Patung dalam Hukum Islam
Uraian di atas mengantarkan pada pembagian patung, yaitu ada patung yang disembah dan ada yang tidak. Patung yang disembah atau berhala hukum membuatnya haram dan menyembahnya syirik. Sedangkan patung yang tidak disembah hukumnya diperbolehkan. Meminjam teori dalam kajian hukum Islam (fikih), ada kaidah: “Hukum asal segala sesuatu diperbolehkan” (Al-ashlu fî al-asyyâ` al-ibâhah). Hukum asal membuat patung diperbolehkan (ibâhah), namun hukum ini bisa berubah menjadi haram, wajib atau sunnah (dianjurkan) tergantung dengan tujuan dan manfaat penggunaannya.

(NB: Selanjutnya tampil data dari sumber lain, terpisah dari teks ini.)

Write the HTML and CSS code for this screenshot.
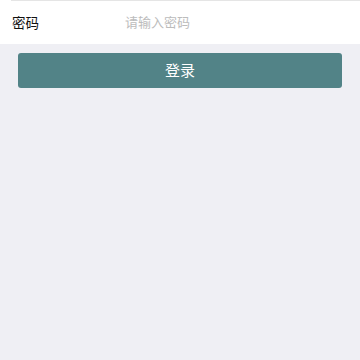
FILE: index.html
```html
<!DOCTYPE html>
<html lang="zh-CN">
<head>
    <meta charset="UTF-8">
    <meta name="viewport" content="width=device-width, initial-scale=1.0">
    <title>登录</title>
    <link rel="stylesheet" href="styles.css">
</head>
<body>
    <div class="cell">
        <div class="cell-inner">
            <label class="cell-label" for="pwd">密码</label>
            <input class="cell-input" id="pwd" type="password" placeholder="请输入密码">
        </div>
    </div>
    <div class="btn-area">
        <button class="btn-login" type="button">登录</button>
    </div>
</body>
</html>
```

FILE: styles.css
```css
body {
    margin: 0;
    background-color: #efeff4;
    font-family: "Noto Sans CJK SC", "Noto Sans", sans-serif;
    color: #000;
}
.cell {
    background-color: #fff;
    padding-left: 11px;
}
.cell-inner {
    display: flex;
    align-items: center;
    height: 41px;
    padding: 0 0 2px 1px;
    border-top: 1px solid #e5e5e5;
}
.cell-label {
    width: 113px;
    font-size: 13.5px;
    line-height: 20px;
    color: #111;
}
.cell-input {
    flex: 1;
    border: none;
    outline: none;
    padding: 0;
    font-size: 13px;
    line-height: 20px;
    font-family: inherit;
    background: transparent;
}
.cell-input::placeholder {
    color: #bcbcbc;
}
.btn-area {
    padding: 9px 18px 0;
}
.btn-login {
    display: block;
    width: 100%;
    height: 35px;
    padding: 0 0 2px;
    border: none;
    border-radius: 3px;
    background-color: #528387;
    color: #fff;
    font-size: 15px;
    font-family: inherit;
}
```
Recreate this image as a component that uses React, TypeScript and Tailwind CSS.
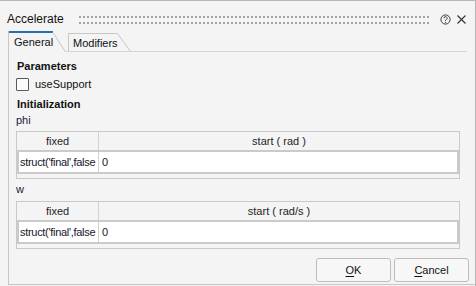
import React from "react";

function Grip() {
  return (
    <svg width="350" height="10" className="ml-auto mt-[14px] shrink-0" viewBox="0 0 350 10">
      <defs>
        <pattern id="grip" x="0" y="0" width="4" height="6" patternUnits="userSpaceOnUse">
          <rect x="0" y="1" width="2" height="2" fill="#a3a3a3" />
        </pattern>
      </defs>
      <rect x="0" y="0" width="350" height="9" fill="url(#grip)" />
    </svg>
  );
}

function HelpIcon() {
  return (
    <svg width="11" height="11" viewBox="0 0 11 11" className="ml-[11px] mt-[13px] shrink-0">
      <circle cx="5.5" cy="5.5" r="4.6" fill="none" stroke="#3a3a3a" strokeWidth="1" />
      <path d="M3.9 4.3 A1.6 1.6 0 1 1 6.3 5.6 C5.7 5.9 5.5 6.2 5.5 6.9" fill="none" stroke="#3a3a3a" strokeWidth="1" />
      <circle cx="5.5" cy="8.3" r="0.65" fill="#3a3a3a" />
    </svg>
  );
}

function CloseIcon() {
  return (
    <svg width="9" height="9" viewBox="0 0 9 9" className="ml-[6px] mr-[9px] mt-[14px] shrink-0">
      <path d="M0.5 0.5 L8.5 8.5 M8.5 0.5 L0.5 8.5" stroke="#333" strokeWidth="1.1" />
    </svg>
  );
}

function ParamTable({ unit }: { unit: string }) {
  return (
    <div className="ml-[7px] w-[444px] h-[48px] border border-[#c9c9c9] flex flex-col shrink-0">
      <div className="h-[18px] flex text-[#1e1e1e] leading-[18px]">
        <div className="w-[82px] border-r border-[#d2d2d2] text-center">fixed</div>
        <div className="flex-1 text-center">start ( {unit} )</div>
      </div>
      <div className="h-[24px] border-2 border-[#cacaca] bg-white flex leading-[20px] text-[#15152a]">
        <div className="w-[80px] border-r border-[#d2d2d2] pl-[1px] whitespace-nowrap overflow-hidden tracking-[-0.3px]">
          struct('final',false
        </div>
        <div className="flex-1 pl-[3px]">0</div>
      </div>
    </div>
  );
}

export default function App() {
  return (
    <div className="w-[476px] h-[286px] bg-[#f4f4f4] border-t border-r border-[#b7b7b7] flex flex-col overflow-hidden text-[11px] text-black font-['Liberation_Sans',Arial,sans-serif]">
      {/* Title bar */}
      <div className="h-[30px] flex items-start shrink-0">
        <span className="ml-[7px] mt-[11px] text-[12px] leading-[14px] text-[#111]">Accelerate</span>
        <Grip />
        <HelpIcon />
        <CloseIcon />
      </div>

      {/* Tabs */}
      <div className="h-[21px] flex items-stretch pl-[8px] mr-[8px] shrink-0">
        <div className="relative w-[58px] h-[21px]">
          <svg width="58" height="21" viewBox="0 0 58 21" className="absolute inset-0">
            <path d="M0.5 0 L0.5 21" stroke="#c6c6c6" strokeWidth="1" />
            <rect x="1" y="0" width="44" height="2" fill="#2770ad" />
            <path d="M45 1.5 L57.5 21" stroke="#c6c6c6" strokeWidth="1" fill="none" />
          </svg>
          <span className="absolute left-[6px] top-[5px] leading-[13px] text-[#111]">General</span>
        </div>
        <div className="relative w-[65px] h-[21px]">
          <svg width="65" height="21" viewBox="0 0 65 21" className="absolute inset-0">
            <path d="M2.5 21 L2.5 2.5 L51.5 2.5 L64.5 20.5" stroke="#c6c6c6" strokeWidth="1" fill="none" />
            <path d="M0 20.5 L65 20.5" stroke="#d4d4d4" strokeWidth="1" />
          </svg>
          <span className="absolute left-[7px] top-[6px] leading-[13px] text-[#111]">Modifiers</span>
        </div>
        <div className="flex-1 border-b border-[#d4d4d4]" />
      </div>

      {/* Panel */}
      <div className="flex-1 ml-[8px] mb-[1px] border-l border-b border-[#c6c6c6] flex flex-col">
        <div className="mt-[8px] ml-[8px] font-bold leading-[13px] text-[#111]">Parameters</div>
        <div className="mt-[4px] ml-[7px] h-[15px] flex items-center">
          <div className="w-[13px] h-[13px] border border-[#5a5a5a] bg-[#fbfbfb] rounded-[1px]" />
          <span className="ml-[6px] leading-[15px] text-[#111]">useSupport</span>
        </div>
        <div className="mt-[6px] ml-[8px] font-bold leading-[13px] text-[#111]">Initialization</div>
        <div className="mt-[3px] ml-[7px] leading-[13px] text-[#1a1a3a]">phi</div>
        <div className="mt-[4px]">
          <ParamTable unit="rad" />
        </div>
        <div className="mt-[4px] ml-[7px] leading-[13px] text-[#1a1a3a]">w</div>
        <div className="mt-[5px]">
          <ParamTable unit="rad/s" />
        </div>
        <div className="mt-[9px] flex justify-end gap-[3px] pr-[6px]">
          <button className="w-[75px] h-[24px] border border-[#bdbdbd] bg-[#f7f7f7] rounded-[3px] text-[11px] text-[#111] leading-[22px]">
            <span className="underline underline-offset-2">O</span>K
          </button>
          <button className="w-[75px] h-[24px] border border-[#bdbdbd] bg-[#f7f7f7] rounded-[3px] text-[11px] text-[#111] leading-[22px]">
            <span className="underline underline-offset-2">C</span>ancel
          </button>
        </div>
      </div>
    </div>
  );
}
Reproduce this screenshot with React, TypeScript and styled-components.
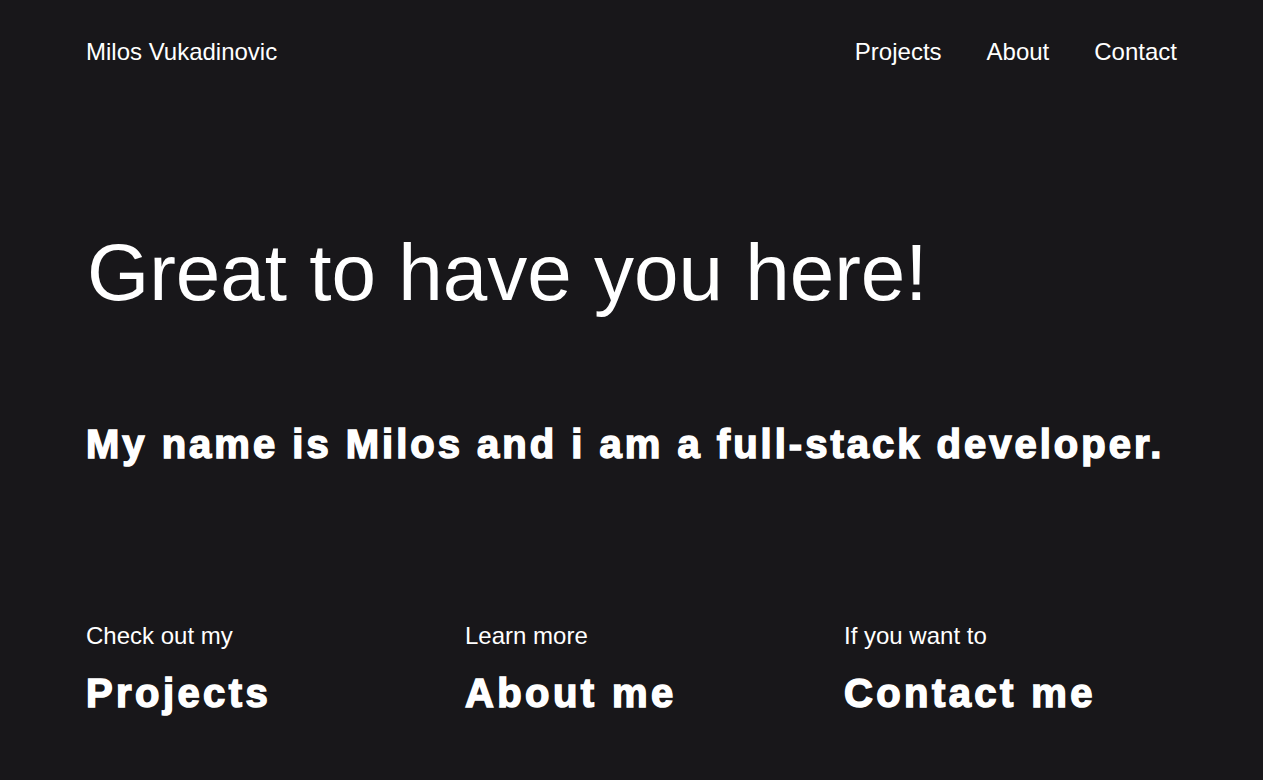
import React from "react";
import styled, { createGlobalStyle } from "styled-components";

const GlobalStyle = createGlobalStyle`
  html, body {
    margin: 0;
    padding: 0;
    background: #18171a;
    color: #ffffff;
    font-family: "Liberation Sans", Arial, sans-serif;
  }
  * { box-sizing: border-box; }
`;

const Page = styled.div`
  min-height: 780px;
  padding: 38px 86px 0;
  display: flex;
  flex-direction: column;
`;

const Header = styled.header`
  display: flex;
  justify-content: space-between;
  align-items: center;
`;

const Brand = styled.a`
  font-size: 24px;
  line-height: 28px;
  color: #fff;
  text-decoration: none;
`;

const Nav = styled.nav`
  display: flex;
  gap: 45px;
`;

const NavLink = styled.a`
  font-size: 24px;
  line-height: 28px;
  color: #fff;
  text-decoration: none;
`;

const Hero = styled.h1`
  margin: 167px 0 0 1px;
  font-size: 80px;
  line-height: 80px;
  font-weight: 400;
  letter-spacing: 0;
`;

const Intro = styled.h2`
  margin: 107px 0 0;
  font-size: 40px;
  line-height: 48px;
  font-weight: 700;
  letter-spacing: 3px;
  -webkit-text-stroke: 1.5px #fff;
`;

const Links = styled.section`
  margin-top: 154px;
  display: grid;
  grid-template-columns: repeat(3, 1fr);
  column-gap: 46px;
`;

const LinkCard = styled.a`
  display: flex;
  flex-direction: column;
  gap: 19px;
  color: #fff;
  text-decoration: none;
`;

const Caption = styled.span`
  font-size: 24px;
  line-height: 28px;
`;

const Title = styled.span`
  font-size: 40px;
  line-height: 48px;
  font-weight: 700;
  letter-spacing: 3.4px;
  -webkit-text-stroke: 1.5px #fff;
`;

const cards = [
  { caption: "Check out my", title: "Projects" },
  { caption: "Learn more", title: "About me" },
  { caption: "If you want to", title: "Contact me" },
];

export default function App() {
  return (
    <>
      <GlobalStyle />
      <Page>
        <Header>
          <Brand href="#">Milos Vukadinovic</Brand>
          <Nav>
            <NavLink href="#">Projects</NavLink>
            <NavLink href="#">About</NavLink>
            <NavLink href="#">Contact</NavLink>
          </Nav>
        </Header>
        <Hero>Great to have you here!</Hero>
        <Intro>My name is Milos and i am a full-stack developer.</Intro>
        <Links>
          {cards.map((c) => (
            <LinkCard href="#" key={c.title}>
              <Caption>{c.caption}</Caption>
              <Title>{c.title}</Title>
            </LinkCard>
          ))}
        </Links>
      </Page>
    </>
  );
}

Hukum haram apabila membuat patung untuk disembah. Karena menyekutukan Tuhan tidak diperbolehkan, maka hukum membuat, menjual, memberi sesuatu yang mengantarkan pada syirik hukumnya haram. Dalam teori hukum Islam dikenal dengan “saddu adz-dzarî’ah”, yakni mengharamkan media yang mengantarkan pada kekufuran. Hal ini berdasarkan pada banyak hadis Nabi Muhammad yang berisi larangan membuat patung atau gambar. Sebaliknya, apabila membuat patung dimanfaatkan untuk kepentingan lain, seperti pendidikan, yakni memudahkan anak-anak belajar sebagaimana hadis Nabi Muhammad yang memperbolehkan istrinya, ‘Âisyah memiliki boneka, maka hukumnya diperbolehkan, bahkan bisa dianjurkan atau wajib sesuai dengan tingkat kebutuhan dan manfaatnya.